Nowadays she had direct insight into his world, and he into hers. The injured and the dying and sometimes even the dead came from his world into hers, and he would follow them, and then everybody would move back and forth between the two worlds, just like Bertil earlier that day, who'd bumped into Angela when he'd been trying to extract some words from a battered body that Angela was simultaneously trying to heal. Fucking hell. He drank the remains of his red wine. She poured some water into his glass. The radio was mumbling away on the work surface. It was almost night.

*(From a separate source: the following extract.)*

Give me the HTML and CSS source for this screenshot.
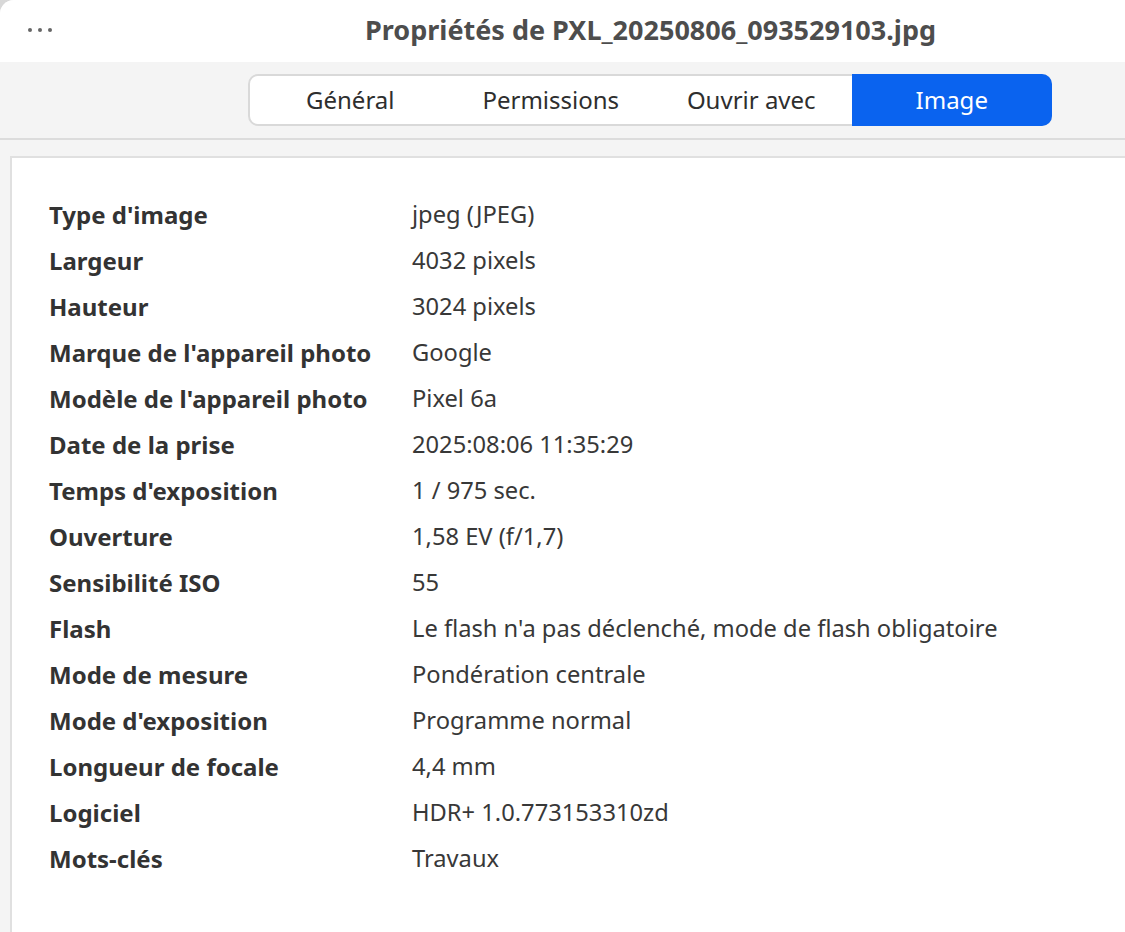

'They seem to be in a bit of a mess at the day nursery,' he said.
'What do you mean?'
'Oh, I don't know. Lots of children and not many staff.'
'More and more of one, and fewer and fewer of the other.'
'Yes.'
'Is there something in particular that made you think of that just now?'
'Well, this morning, I suppose, when I took Elsa there. They didn't seem to be able to keep a proper watch over all the children.'
'Is that the police officer in you talking?'
'If it is, doesn't that make it all the more important? All the more serious? The police officer in me sees the shortcomings in the security.'
'Shortcomings in the security? You sound as though you're responsible for President Bush's safety.'
'Bush? He can look after himself. It's his environment that needs protecting.'
'You know what I mean.'
'And what I mean is that you can't risk a child wandering off. There was a little boy who went through a gap in a hedge or something similar and would have disappeared if it hadn't been for the fence on the other side.'
'But Erik, that's why the fence is there. So that the children can't get out. Can't disappear.'
'But nobody noticed him wandering off through the bushes.'
'They don't need to worry about that. The staff know there's a fence on the other side.'
'So there's no problem, is that it?'
'I didn't say that. I seem to remember saying a couple of minutes ago that there are more and more children and fewer and fewer staff. Of course that's a problem, for heaven's sake.' She took a sip of water. 'A big problem. In lots of ways.'
'And that brings us back, well, to security again,' he said. 'What a responsibility it is for the ridiculously few staff. Keeping an eye on all those kids as they go toddling off in all directions.'
'Hmm.'
'When they go out on an excursion. If they dare to go on outings at all. They don't seem to want to risk it any more.' He stroked his chin, making a rasping noise. 'And they have good reason not to.'
He fingered the wine bottle, but resisted the temptation to pour himself another glass. She looked at him.
'You know too much about all the dangers lying in wait,' she said.
'Just as you do yourself, Angela. You know all the things that can make people ill.'
'Is it anything special, this business of security at the day nursery?' she wondered.